In March 2020, when eligibility verification was paused due to the pandemic emergency, just under 399,000 people were enrolled in Apple Health in King County. As of January 2023, that number had increased to more than 527,000 people covered by the program.
However, Cole cautioned that it wasn’t all bad news. The county’s health department offers free support to help residents navigate the health insurance system, including accessing other programs such as the state’s public option, Cascade Care plans. Cole wrote that these plans, which have higher eligibility thresholds, could cost as little as $10 a month.
“And, again, our King County insurance navigators are here to provide free help! Kingcounty.gov/outreach,” Cole wrote.
Housey’s satisfied
The Seattle Social Housing Developer (SSHD) kicked off its inaugural meeting May 23, convening its 13-member board for the first time. This marks a milestone in the implementation of I-135, the initiative to establish a public housing developer, which passed in February with 57 percent of the vote.

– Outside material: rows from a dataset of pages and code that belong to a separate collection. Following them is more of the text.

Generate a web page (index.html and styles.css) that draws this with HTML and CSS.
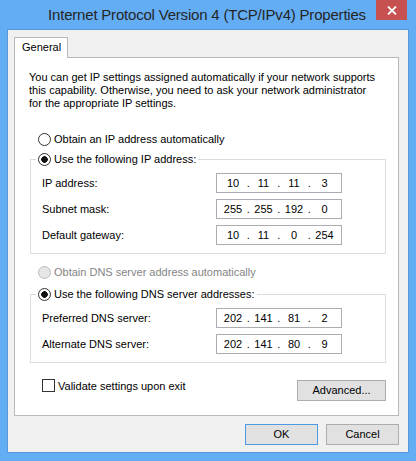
FILE: index.html
```html
<!DOCTYPE html>
<html lang="en">
<head>
<meta charset="utf-8">
<title>Internet Protocol Version 4 (TCP/IPv4) Properties</title>
<link rel="stylesheet" href="styles.css">
</head>
<body>
<div class="window">
  <div class="titlebar">
    <div class="title">Internet Protocol Version 4 (TCP/IPv4) Properties</div>
    <div class="close">
      <svg width="10" height="9" viewBox="0 0 10 9"><path d="M1 0.5 L9 8.5 M9 0.5 L1 8.5" stroke="#fff" stroke-width="1.8" fill="none"/></svg>
    </div>
  </div>
  <div class="client">
    <div class="tabs"><div class="tab">General</div></div>
    <div class="panel">
      <p class="intro">You can get IP settings assigned automatically if your network supports<br>this capability. Otherwise, you need to ask your network administrator<br>for the appropriate IP settings.</p>
      <div class="option first"><span class="radio"></span><span>Obtain an IP address automatically</span></div>
      <fieldset class="group ip">
        <legend class="option"><span class="radio checked"></span><span>Use the following IP address:</span></legend>
        <div class="rows">
          <div class="field"><span class="label">IP address:</span><div class="ipbox"><span class="seg">10</span><span class="dot">.</span><span class="seg">11</span><span class="dot">.</span><span class="seg">11</span><span class="dot">.</span><span class="seg">3</span></div></div>
          <div class="field"><span class="label">Subnet mask:</span><div class="ipbox"><span class="seg">255</span><span class="dot">.</span><span class="seg">255</span><span class="dot">.</span><span class="seg">192</span><span class="dot">.</span><span class="seg">0</span></div></div>
          <div class="field"><span class="label">Default gateway:</span><div class="ipbox"><span class="seg">10</span><span class="dot">.</span><span class="seg">11</span><span class="dot">.</span><span class="seg">0</span><span class="dot">.</span><span class="seg">254</span></div></div>
        </div>
      </fieldset>
      <div class="option disabled dns-auto"><span class="radio"></span><span>Obtain DNS server address automatically</span></div>
      <fieldset class="group dns">
        <legend class="option"><span class="radio checked"></span><span>Use the following DNS server addresses:</span></legend>
        <div class="rows">
          <div class="field"><span class="label">Preferred DNS server:</span><div class="ipbox"><span class="seg">202</span><span class="dot">.</span><span class="seg">141</span><span class="dot">.</span><span class="seg">81</span><span class="dot">.</span><span class="seg">2</span></div></div>
          <div class="field"><span class="label">Alternate DNS server:</span><div class="ipbox"><span class="seg">202</span><span class="dot">.</span><span class="seg">141</span><span class="dot">.</span><span class="seg">80</span><span class="dot">.</span><span class="seg">9</span></div></div>
        </div>
      </fieldset>
      <div class="footer-row">
        <div class="check"><span class="checkbox"></span><span>Validate settings upon exit</span></div>
        <div class="btn advanced">Advanced...</div>
      </div>
    </div>
    <div class="buttons">
      <div class="btn default">OK</div>
      <div class="btn">Cancel</div>
    </div>
  </div>
</div>
</body>
</html>
```
FILE: styles.css
```css
* { box-sizing: border-box; }
html, body { margin: 0; padding: 0; }
body {
  width: 416px;
  height: 461px;
  overflow: hidden;
  font-family: "Liberation Sans", Arial, sans-serif;
  font-size: 11px;
  color: #000;
}
.window {
  width: 416px;
  height: 461px;
  background: #63adf4;
  display: flex;
  flex-direction: column;
}
.titlebar {
  height: 29px;
  display: flex;
  align-items: flex-start;
  flex: none;
}
.title {
  flex: 1;
  padding-left: 38px;
  text-align: center;
  font-size: 15px;
  letter-spacing: -0.2px;
  line-height: 29px;
  color: #262626;
  white-space: nowrap;
}
.close {
  width: 31px;
  height: 20px;
  margin-right: 9px;
  background: #c75050;
  display: flex;
  align-items: center;
  justify-content: center;
}
.client {
  flex: 1;
  margin: 0 7px 8px 7px;
  border: 1px solid #5797d8;
  background: #f0f0f0;
  padding: 7px 9px 7px 6px;
  display: flex;
  flex-direction: column;
}
.tabs {
  display: flex;
  height: 20px;
}
.tab {
  position: relative;
  z-index: 1;
  width: 54px;
  height: 21px;
  background: #fff;
  border: 1px solid #b9b9b9;
  border-bottom: 0;
  padding-left: 7px;
  line-height: 19px;
}
.panel {
  background: #fff;
  border: 1px solid #b9b9b9;
  padding: 13px 12px 14px 14px;
  display: flex;
  flex-direction: column;
}
.intro {
  margin: 0;
  line-height: 13px;
  height: 39px;
  white-space: nowrap;
}
.option {
  display: flex;
  align-items: center;
  height: 14px;
  line-height: 13px;
  white-space: nowrap;
}
.option.first { margin-top: 22px; padding-left: 9px; }
.option.dns-auto { margin-top: 11px; padding-left: 9px; }
.option.disabled { color: #848484; }
.radio {
  flex: none;
  width: 13px;
  height: 13px;
  border: 1px solid #333;
  border-radius: 50%;
  background: #fff;
  margin-right: 3px;
}
.radio.checked {
  background: radial-gradient(circle, #111 0, #111 3px, #fff 3.6px);
}
.disabled .radio {
  border-color: #bcbcbc;
  background: #e6e6e6;
}
.group {
  margin: 6px 0 0 1px;
  padding: 6px 0 8px 5px;
  border: 1px solid #dcdcdc;
  min-width: 0;
}
.group.dns { margin-top: 8px; }
.group legend {
  padding: 0 2px;
  height: 15px;
}
.rows {
  display: flex;
  flex-direction: column;
  gap: 6px;
}
.field {
  display: flex;
  align-items: center;
  height: 20px;
}
.label {
  width: 180px;
  padding-left: 6px;
  flex: none;
}
.ipbox {
  width: 126px;
  height: 20px;
  border: 1px solid #abadb3;
  background: #fff;
  display: flex;
  align-items: center;
  padding-left: 4px;
  line-height: 13px;
}
.seg { width: 24px; text-align: center; }
.dot { width: 6.5px; text-align: center; }
.footer-row {
  display: flex;
  justify-content: space-between;
  align-items: flex-start;
}
.check {
  margin-top: 16px;
  padding-left: 13px;
  display: flex;
  align-items: center;
  height: 13px;
}
.checkbox {
  width: 13px;
  height: 13px;
  border: 1px solid #333;
  background: #fff;
  margin-right: 3px;
  flex: none;
}
.btn {
  height: 21px;
  width: 73px;
  background: #e1e1e1;
  border: 1px solid #adadad;
  text-align: center;
  line-height: 19px;
}
.btn.advanced {
  width: 89px;
  margin-top: 17px;
}
.btn.default { border-color: #4e9be4; }
.buttons {
  margin-top: 8px;
  display: flex;
  justify-content: flex-end;
  gap: 8px;
}
```
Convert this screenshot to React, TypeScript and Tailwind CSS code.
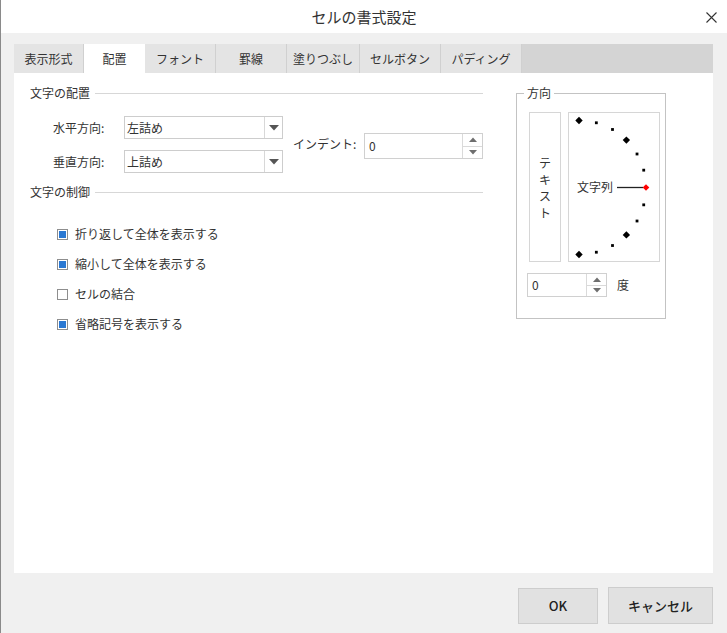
import React from 'react';

const FONT = "font-['Noto_Sans_CJK_JP','Noto_Sans',sans-serif]";

function DownTri({ color = '#555' }: { color?: string }) {
  return (
    <svg width="10" height="6" viewBox="0 0 10 6">
      <path d="M0 0H10L5 5.5Z" fill={color} />
    </svg>
  );
}

function UpTri() {
  return (
    <svg width="8" height="5" viewBox="0 0 8 5">
      <path d="M0 5H8L4 0.5Z" fill="#6e6e6e" />
    </svg>
  );
}

function SmallDownTri() {
  return (
    <svg width="8" height="5" viewBox="0 0 8 5">
      <path d="M0 0H8L4 4.5Z" fill="#6e6e6e" />
    </svg>
  );
}

function SectionHeader({ label, className = '' }: { label: string; className?: string }) {
  return (
    <div className={`flex items-center h-[16px] ${className}`}>
      <span className="text-[12px] leading-[16px] text-[#333]">{label}</span>
      <div className="flex-1 ml-[5px] h-px bg-[#d7d7d7]" />
    </div>
  );
}

function SelectRow({ label, value }: { label: string; value: string }) {
  return (
    <div className="flex items-center">
      <span className="w-[71px] text-[12px] leading-[16px] text-[#333]">{label}</span>
      <div className="w-[159px] h-[23px] flex border border-[#cdcdcd] bg-white">
        <div className="flex-1 flex items-center pl-[2px] text-[12px] leading-[16px] text-[#333]">{value}</div>
        <div className="w-[18px] border-l border-[#d8d8d8] flex items-center justify-center">
          <DownTri />
        </div>
      </div>
    </div>
  );
}

function SpinButtons() {
  return (
    <div className="w-[20px] border-l border-[#dadada] flex flex-col">
      <div className="flex-1 flex items-center justify-center border-b border-[#dadada]">
        <UpTri />
      </div>
      <div className="flex-1 flex items-center justify-center">
        <SmallDownTri />
      </div>
    </div>
  );
}

function Check({ checked, label }: { checked: boolean; label: string }) {
  return (
    <div className="flex items-center h-[30px]">
      <div className="w-[11px] h-[11px] border border-[#8e8e8e] bg-white p-[1px]">
        {checked && <div className="w-full h-full bg-[#2a78d2]" />}
      </div>
      <span className="ml-[7px] text-[12px] leading-[16px] text-[#333]">{label}</span>
    </div>
  );
}

function Dial() {
  const cx = 10;
  const cy = 74.5;
  const r = 67;
  const marks: React.ReactNode[] = [];
  for (let i = 0; i <= 12; i++) {
    const a = 90 - i * 15;
    const rad = (a * Math.PI) / 180;
    const x = cx + r * Math.cos(rad);
    const y = cy - r * Math.sin(rad);
    if (a === 0) {
      const h = 3.3;
      marks.push(
        <polygon key={i} points={`${x},${y - h} ${x + h},${y} ${x},${y + h} ${x - h},${y}`} fill="#ff0000" />
      );
    } else if (a % 45 === 0) {
      const h = 3.7;
      marks.push(
        <polygon key={i} points={`${x},${y - h} ${x + h},${y} ${x},${y + h} ${x - h},${y}`} fill="#000" />
      );
    } else {
      marks.push(<rect key={i} x={x - 1.4} y={y - 1.4} width={2.8} height={2.8} fill="#000" />);
    }
  }
  return (
    <svg width="90" height="148" viewBox="0 0 90 148">
      <text x="8" y="79" fontSize="12" fill="#333" fontFamily="Noto Sans CJK JP, sans-serif">
        文字列
      </text>
      <line x1="48" y1="74.5" x2="74" y2="74.5" stroke="#222" strokeWidth="1.3" />
      {marks}
    </svg>
  );
}

export default function App() {
  const tabs = [
    { label: '表示形式', w: 'w-[70px]', active: false },
    { label: '配置', w: 'w-[61px]', active: true },
    { label: 'フォント', w: 'w-[71px]', active: false },
    { label: '罫線', w: 'w-[71px]', active: false },
    { label: '塗りつぶし', w: 'w-[73px]', active: false },
    { label: 'セルボタン', w: 'w-[81px]', active: false },
    { label: 'パディング', w: 'w-[81px]', active: false },
  ];

  return (
    <div className={`w-[727px] h-[633px] bg-[#f0f0f0] border-l border-[#8a8a8a] flex flex-col ${FONT}`}>
      {/* Title bar */}
      <div className="h-[33px] bg-white grid grid-cols-[1fr_auto_1fr] items-center">
        <div />
        <div className="text-[15px] leading-[20px] text-[#333] pt-[1px]">セルの書式設定</div>
        <div className="flex justify-end pr-[10px] pt-[2px]">
          <svg width="11" height="11" viewBox="0 0 11 11">
            <path d="M0.5 0.5L10.5 10.5M10.5 0.5L0.5 10.5" stroke="#333" strokeWidth="1.1" />
          </svg>
        </div>
      </div>

      {/* Tabs */}
      <div className="mt-[11px] ml-[13px] mr-[14px] flex h-[29px]">
        {tabs.map((t) => (
          <div
            key={t.label}
            className={`${t.w} flex items-center justify-center text-[12px] leading-[16px] text-[#333] ${
              t.active ? 'bg-white' : 'bg-[#e4e4e4] border-r border-[#d0d0d0]'
            }`}
          >
            {t.label}
          </div>
        ))}
        <div className="flex-1 bg-[#d4d4d4]" />
      </div>

      {/* Content panel */}
      <div className="ml-[13px] mr-[14px] h-[500px] bg-white flex pt-[12px] pl-[16px]">
        <div className="w-[453px] flex flex-col">
          <SectionHeader label="文字の配置" />
          <div className="flex mt-[15px] pl-[23px]">
            <div className="flex flex-col gap-[11px]">
              <SelectRow label="水平方向:" value="左詰め" />
              <SelectRow label="垂直方向:" value="上詰め" />
            </div>
            <span className="self-center ml-[10px] w-[71px] text-[12px] leading-[16px] text-[#333] mt-[-2px]">
              インデント:
            </span>
            <div className="self-center mt-[3px] w-[119px] h-[26px] flex border border-[#d0d0d0] bg-white">
              <div className="flex-1 flex items-center pl-[4px] text-[12px] leading-[16px] text-[#333]">0</div>
              <SpinButtons />
            </div>
          </div>
          <SectionHeader label="文字の制御" className="mt-[11px]" />
          <div className="mt-[19px] pl-[27px] flex flex-col">
            <Check checked label="折り返して全体を表示する" />
            <Check checked label="縮小して全体を表示する" />
            <Check checked={false} label="セルの結合" />
            <Check checked label="省略記号を表示する" />
          </div>
        </div>

        {/* Orientation group */}
        <div className="ml-[33px] mt-[8px] w-[150px] h-[226px] border border-[#c3c3c3] relative pt-[18px] pl-[10px]">
          <span className="absolute left-[7px] -top-[9px] bg-white px-[3px] text-[12px] leading-[16px] text-[#333]">
            方向
          </span>
          <div className="flex gap-[7px] ml-[2px]">
            <div className="w-[32px] h-[150px] border border-[#d6d6d6] flex flex-col items-center justify-center pt-[2px]">
              {['テ', 'キ', 'ス', 'ト'].map((c) => (
                <span key={c} className="text-[12px] leading-[16.5px] text-[#333]">
                  {c}
                </span>
              ))}
            </div>
            <div className="w-[92px] h-[150px] border border-[#d6d6d6]">
              <Dial />
            </div>
          </div>
          <div className="mt-[11px] flex items-center">
            <div className="w-[80px] h-[24px] flex border border-[#d0d0d0] bg-white">
              <div className="flex-1 flex items-center pl-[4px] text-[12px] leading-[16px] text-[#333]">0</div>
              <SpinButtons />
            </div>
            <span className="ml-[10px] text-[12px] leading-[16px] text-[#333]">度</span>
          </div>
        </div>
      </div>

      {/* Footer */}
      <div className="flex justify-end items-start gap-[10px] pt-[14px] pr-[14px]">
        <button className="mt-[1px] w-[80px] h-[36px] bg-[#e1e1e1] border border-[#cdcdcd] text-[13px] leading-[18px] font-medium text-[#222]">
          OK
        </button>
        <button className="w-[105px] h-[37px] bg-[#e1e1e1] border border-[#cdcdcd] text-[13px] leading-[18px] font-medium text-[#222]">
          キャンセル
        </button>
      </div>
    </div>
  );
}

House Our Neighbors! (HON!), a political committee of Real Change and main backer of the initiative, wrote about the first meeting on Twitter. “We are hearing from each of the board members present on why they wanted to be on the board,” the group wrote. “Deeply inspiring.”
Seven of the members of the board are renters who have demonstrated a commitment to social housing. Other members of the board include a representative from the local labor federation, a green housing expert and public finance professional.
On the agenda of the first meeting were introductions, a discussion of the new governmental authority’s charter, hiring a consultant to help get the group going and selecting the board’s leadership.
“Much respect and gratitude for the organizing of [HON!] and to my fellow SSHD Board members,” wrote Kaileah Baldwin on Twitter, who was elected as board chair. “Let’s do this!!”
The SSHD also got a boost from the state this spring, with the Legislature authorizing $200,000 to aid in the startup of the group.
According to HON!, the four pillars of social housing are permanent affordability, public ownership, cross-class communities and resident leadership.